[START OF DATASET CONTENT]

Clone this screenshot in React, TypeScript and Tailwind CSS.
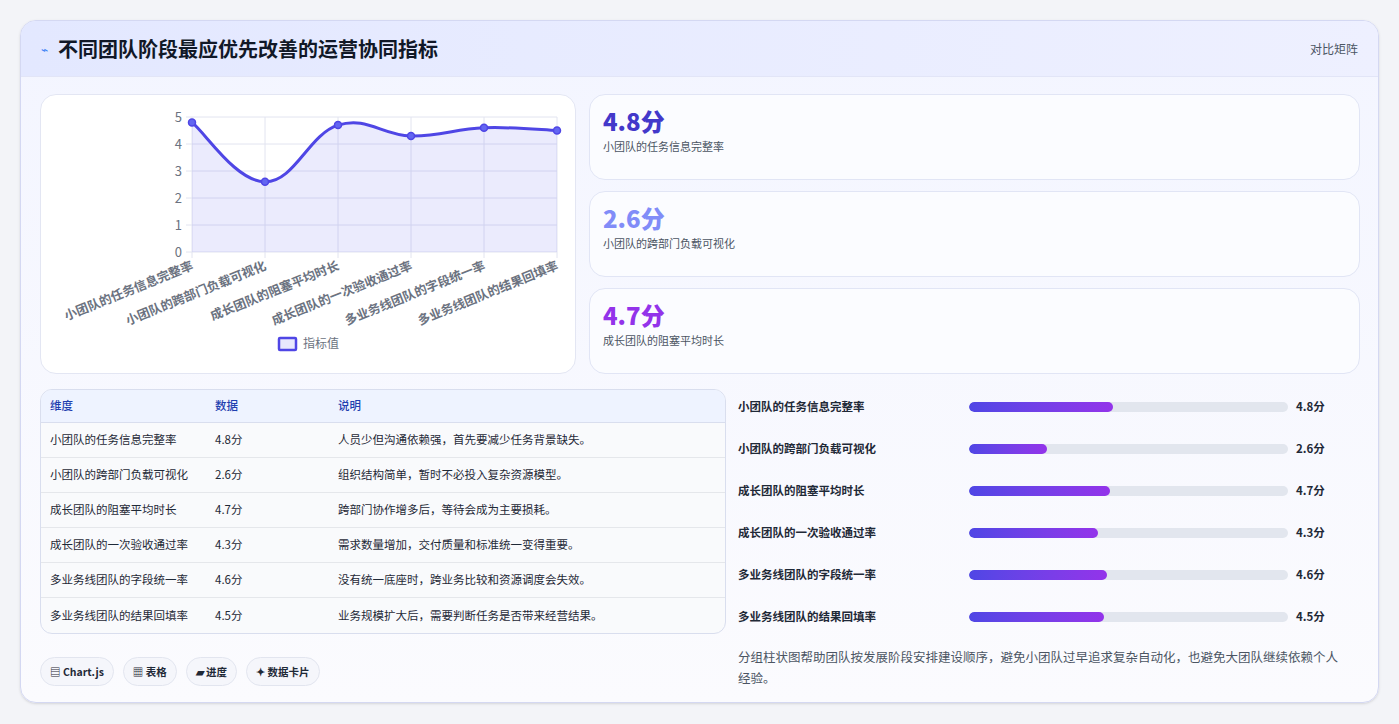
const rows = [
  { name: "小团队的任务信息完整率", v: 4.8, note: "人员少但沟通依赖强，首先要减少任务背景缺失。" },
  { name: "小团队的跨部门负载可视化", v: 2.6, note: "组织结构简单，暂时不必投入复杂资源模型。" },
  { name: "成长团队的阻塞平均时长", v: 4.7, note: "跨部门协作增多后，等待会成为主要损耗。" },
  { name: "成长团队的一次验收通过率", v: 4.3, note: "需求数量增加，交付质量和标准统一变得重要。" },
  { name: "多业务线团队的字段统一率", v: 4.6, note: "没有统一底座时，跨业务比较和资源调度会失效。" },
  { name: "多业务线团队的结果回填率", v: 4.5, note: "业务规模扩大后，需要判断任务是否带来经营结果。" },
];

const font = { fontFamily: '"Noto Sans CJK SC", "Noto Sans", sans-serif' };

function Chart() {
  const L = 151, R = 516, T = 22, B = 157;
  const pts = rows.map((r, i) => [L + (i * (R - L)) / 5, B - r.v * 27] as [number, number]);
  let d = `M${pts[0][0]},${pts[0][1]}`;
  for (let i = 0; i < pts.length - 1; i++) {
    const p0 = pts[i - 1] || pts[i], p1 = pts[i], p2 = pts[i + 1], p3 = pts[i + 2] || p2;
    const t = 0.2;
    const c1 = [p1[0] + (p2[0] - p0[0]) * t, p1[1] + (p2[1] - p0[1]) * t];
    const c2 = [p2[0] - (p3[0] - p1[0]) * t, p2[1] - (p3[1] - p1[1]) * t];
    d += ` C${c1[0]},${c1[1]} ${c2[0]},${c2[1]} ${p2[0]},${p2[1]}`;
  }
  const area = `${d} L${R},${B} L${L},${B} Z`;
  return (
    <svg width="535" height="279" className="block" style={font}>
      {[0, 1, 2, 3, 4, 5].map((n) => (
        <g key={n}>
          <line x1={L - 6} x2={R} y1={B - n * 27} y2={B - n * 27} stroke="#e2e4f0" />
          <text x={L - 10} y={B - n * 27 + 5} textAnchor="end" fontSize="13" fill="#6b7280">{n}</text>
        </g>
      ))}
      {pts.map((p, i) => (
        <line key={i} x1={p[0]} x2={p[0]} y1={T} y2={B + 6} stroke="#e2e4f0" />
      ))}
      <path d={area} fill="rgba(99,102,241,0.13)" />
      <path d={d} fill="none" stroke="#4f46e5" strokeWidth="3" />
      {pts.map((p, i) => (
        <circle key={i} cx={p[0]} cy={p[1]} r="3.5" fill="#6366f1" stroke="#4f46e5" strokeWidth="1.5" />
      ))}
      {rows.map((r, i) => (
        <text key={i} transform={`translate(${pts[i][0] + 2},${B + 17}) rotate(-22)`} textAnchor="end" fontSize="12.5" fontWeight="600" fill="#6b7280">{r.name}</text>
      ))}
      <rect x="238" y="243" width="17" height="12" fill="rgba(99,102,241,0.15)" stroke="#4f46e5" strokeWidth="2.5" rx="1" />
      <text x="262" y="253" fontSize="12" fill="#6b7280">指标值</text>
    </svg>
  );
}

export default function App() {
  const stats = [
    { v: "4.8分", c: "text-[#4338ca]", l: rows[0].name },
    { v: "2.6分", c: "text-[#818cf8]", l: rows[1].name },
    { v: "4.7分", c: "text-[#9333ea]", l: rows[2].name },
  ];
  return (
    <div className="w-[1399px] h-[724px] bg-[#f3f4f8] pt-[20px] pl-[20px]" style={font}>
      <div className="w-[1359px] h-[683px] rounded-2xl border border-[#d4d8f2] bg-gradient-to-b from-[#f3f5ff] to-[#fbfbfe] overflow-hidden shadow-sm">
        <div className="h-[56px] flex items-center justify-between px-[20px] bg-gradient-to-r from-[#e3e8ff] to-[#eef0ff] border-b border-[#e2e5f7]">
          <div className="flex items-center gap-[10px]">
            <span className="text-[#3b82f6] text-[12px]">⌁</span>
            <span className="text-[20px] font-bold text-[#111827]">不同团队阶段最应优先改善的运营协同指标</span>
          </div>
          <span className="text-[12px] text-[#4b5563]">对比矩阵</span>
        </div>
        <div className="px-[19px] pt-[17px] grid grid-cols-[536px_771px] gap-x-[13px]">
          <div className="h-[280px] rounded-2xl border border-[#e3e6f3] bg-white overflow-hidden">
            <Chart />
          </div>
          <div className="flex flex-col gap-[11px]">
            {stats.map((s) => (
              <div key={s.v} className="h-[86px] rounded-2xl border border-[#e1e5f5] bg-[#fbfcff] px-[13px] pt-[10px]">
                <div className={`text-[24px] font-extrabold leading-[32px] ${s.c}`}>{s.v}</div>
                <div className="text-[11px] text-[#4b5563] mt-[1px]">{s.l}</div>
              </div>
            ))}
          </div>
        </div>
        <div className="px-[19px] grid grid-cols-[686px_1fr] gap-x-[12px]">
          <div className="mt-[15px]">
            <div className="rounded-xl border border-[#d9deee] overflow-hidden bg-[#f9fafc] text-[11.5px] text-[#1f2937]">
              <div className="grid grid-cols-[165px_123px_1fr] h-[33px] items-center px-[9px] bg-[#eef3ff] text-[#1e40af] font-medium border-b border-[#d9deee]">
                <span>维度</span><span>数据</span><span>说明</span>
              </div>
              {rows.map((r, i) => (
                <div key={r.name} className={`grid grid-cols-[165px_123px_1fr] h-[35px] items-center px-[9px] ${i < 5 ? "border-b border-[#e5e7eb]" : ""}`}>
                  <span>{r.name}</span><span>{r.v}分</span><span>{r.note}</span>
                </div>
              ))}
            </div>
            <div className="flex gap-[9px] mt-[23px] text-[10.5px] text-[#1f2937] font-semibold">
              {["▤ Chart.js", "▦ 表格", "▰ 进度", "✦ 数据卡片"].map((t) => (
                <span key={t} className="h-[29px] px-[9px] flex items-center rounded-full border border-[#e2e5ef] bg-[#f5f6fb]">{t}</span>
              ))}
            </div>
          </div>
          <div className="mt-[12px]">
            <div className="flex flex-col">
              {rows.map((r) => (
                <div key={r.name} className="h-[42px] flex items-center text-[11.5px] font-semibold text-[#1f2937]">
                  <span className="w-[231px]">{r.name}</span>
                  <div className="w-[319px] h-[10px] rounded-full bg-[#e2e6ee] overflow-hidden">
                    <div className="h-full rounded-full bg-gradient-to-r from-[#4f46e5] to-[#9333ea]" style={{ width: `${r.v * 9.4}%` }} />
                  </div>
                  <span className="ml-[8px]">{r.v}分</span>
                </div>
              ))}
            </div>
            <p className="mt-[8px] text-[12.5px] leading-[21px] text-[#4b5563] pr-[20px]">分组柱状图帮助团队按发展阶段安排建设顺序，避免小团队过早追求复杂自动化，也避免大团队继续依赖个人经验。</p>
          </div>
        </div>
      </div>
    </div>
  );
}
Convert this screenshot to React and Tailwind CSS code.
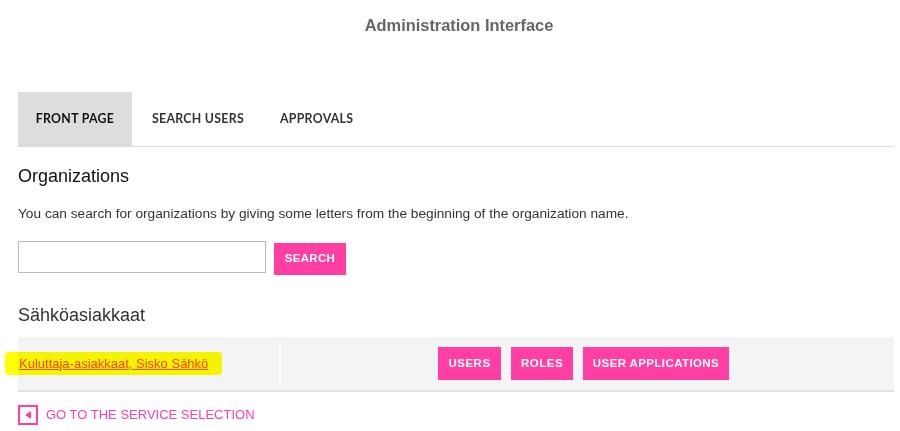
import React from "react";

const PINK = "bg-[#ff3fa4]";

export default function App() {
  return (
    <div className="w-[900px] h-[431px] bg-white overflow-hidden font-['Liberation_Sans',Arial,sans-serif]">
      <div className="pl-[18px] pr-[6px]">
        <h1 className="pt-[15px] pl-[6px] text-center text-[16.4px] leading-[20px] font-bold text-[#666]">
          Administration Interface
        </h1>

        <nav className="mt-[57px] flex border-b border-[#ddd] font-['Lato',sans-serif] text-[12.3px] font-bold tracking-[0.3px] text-[#333]">
          <div className="h-[54px] w-[114px] bg-[#dddddd] flex items-center justify-center text-[#111]">FRONT PAGE</div>
          <div className="h-[54px] pl-[20px] pr-[36px] flex items-center">SEARCH USERS</div>
          <div className="h-[54px] flex items-center">APPROVALS</div>
        </nav>

        <h2 className="mt-[17px] text-[18px] leading-[24px] text-[#111]">Organizations</h2>
        <p className="mt-[18px] text-[13.7px] leading-[16px] text-[#333]">
          You can search for organizations by giving some letters from the beginning of the organization name.
        </p>

        <div className="mt-[19px] flex items-start gap-[8px]">
          <input className="h-[32px] w-[248px] border border-[#bbb] bg-white" />
          <button className={`mt-[2px] h-[32px] w-[72px] ${PINK} text-white text-[11.5px] font-bold tracking-[0.3px]`}>
            SEARCH
          </button>
        </div>

        <h2 className="mt-[28px] text-[18px] leading-[24px] text-[#333]">Sähköasiakkaat</h2>

        <div className="mt-[10px] flex h-[55px] bg-[#f4f4f4] border-b-2 border-[#e2e2e2]">
          <div className="w-[263px] border-r-2 border-[#fafafa] flex items-center">
            <span className="relative ml-[1px] text-[13px] leading-[16px] text-[#ff3fa4] underline">
              Kuluttaja-asiakkaat, Sisko Sähkö
              <span className="absolute left-[-14px] top-[-4px] h-[23px] w-[217px] bg-[#ffff00] mix-blend-multiply rounded-[4px] blur-[0.6px]" />
            </span>
          </div>
          <div className="flex-1 flex items-center justify-center gap-[10px] pr-[8px]">
            <button className={`h-[33px] w-[63px] ${PINK} text-white text-[11.5px] font-bold tracking-[0.5px]`}>USERS</button>
            <button className={`h-[33px] w-[62px] ${PINK} text-white text-[11.5px] font-bold tracking-[0.5px]`}>ROLES</button>
            <button className={`h-[33px] w-[146px] ${PINK} text-white text-[11.5px] font-bold tracking-[0.4px]`}>USER APPLICATIONS</button>
          </div>
        </div>

        <div className="mt-[13px] flex items-center gap-[8px]">
          <div className="h-[20px] w-[20px] border-2 border-[#ff3fa4] flex items-center justify-center">
            <svg width="6" height="8" viewBox="0 0 6 8"><path d="M6 0 L0 4 L6 8 Z" fill="#ff3fa4" /></svg>
          </div>
          <span className="text-[13px] text-[#ff3fa4]">GO TO THE SERVICE SELECTION</span>
        </div>
      </div>
    </div>
  );
}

[END OF DATASET CONTENT]

▸ **BRIEF**
Which lines hold the word "this"? Copy every one of them.

▸ **COMPLETE RESPONSE**
Clone this screenshot in React, TypeScript and Tailwind CSS.
Convert this screenshot to React and Tailwind CSS code.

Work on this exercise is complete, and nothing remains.